Even IA-32 cores could be integrated into the Tera-scale chip.  An implementation of the Exoskeleton solution that Intel has been working on for IA-32 would allow the non-IA-32 cores to be presented to external software as if they were IA-32. This virtualization of compute resources opens up another door for the future.

One simulation Intel ran on a Tera-scale chip of the future involved replacing a 130-processor e-commerce system with a single Tera-scale CPU.  The real-world system was comprised of 63 boxes and 130 processors.  Intel accomplished the same workload and throughput with 1 Tera-scale processor, which housed 32 cores and 128 threads, Bautista told us.

Caching architecture

Future Tera-scale CPUs will implement a three-level caching system.  The L1 cache will be tightly coupled to each compute core, and will be 16-64 KB in size.  An L2 cache of 256-1024 KB will be shared by each node.  And the entire CPU itself (all nodes) will share an 8-32 MB L3 cache.  All of these will be on the same die as the compute cores, routers, and everything else.

Intel has also shown a new, tightly coupled high capacity L4 cache which could be oriented in such a way that it sits sandwiched between processor and the memory.  Or, it could be sitting next to the processor.
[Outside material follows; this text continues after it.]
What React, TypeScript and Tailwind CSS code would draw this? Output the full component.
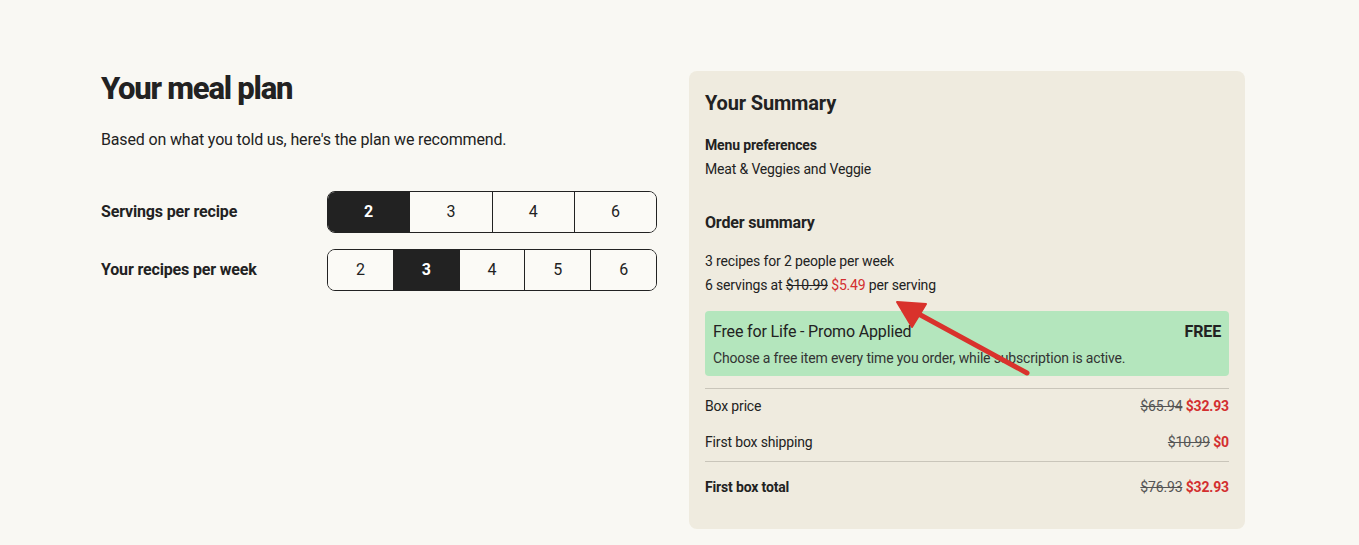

There are benefits and drawbacks to each design, and Intel is researching them at this time, we were told.

Priority routing for cache and off-chip communication requests will also be available via a type of real time QoS (Quality of Service) setting.  The proposed solution indicates that implementing QoS results in a 10-20% speedup over the straight-forward “first come, first served” approach.  There are things that are often known to need higher-priority access to data or communications.  When properly implemented, it makes everything run faster.


Design process

Bautista indicated in a podcast that Intel came into the Tera-scale project by looking at a wide range of future software needs and then asking the question of:  How do we get there?  Apparently, Intel saw the software first and moved to the compute requirements from there.  

Intel said that it is using a wide array of tools for development and testing.  These include cycle-accurate simulators, FPGA emulators and true silicon prototypes.  The firm’s stated discovery processes for both hardware and software involves trying an idea, prototyping it, building it, testing it, modifying software for it, then revisiting the idea and beginning again. With enough passes through this cycle, Tera-scale will be flushed out.

Availability

Bautista indicated that research is moving forward fast.  Still, there are many hurdles to be overcome and much design work to do for true production-ready chips.  While he would not give a specific date when products would be available, he did inform us that the software they looked at in their early analysis work was 5-10 years out.  It is likely they’re positioning this chip to be there when the software workloads are really needed.  This could make Tera-scale available sometime in that 5-10 year timeline, possibly as early as 2012.

Conclusion

Tera-scale is a highly flexible base platform design, which has the potential to lead the way to many more possibilities. The technology can allow massively parallel operations in a MIMD model, which is “Multiple Instruction, Multiple Data”.  It can do this using a traditional multi-core model or through the addition of specialized cores.

If things progress as this early research suggests, then Intel’s Tera-scale processor may finally be the processor which does two significant things. First, it will provide massive computing capacity with low power. Second, we have no doubt that there is a very real potential that this design approach may replace the x86 architecture we know today rather sooner than later.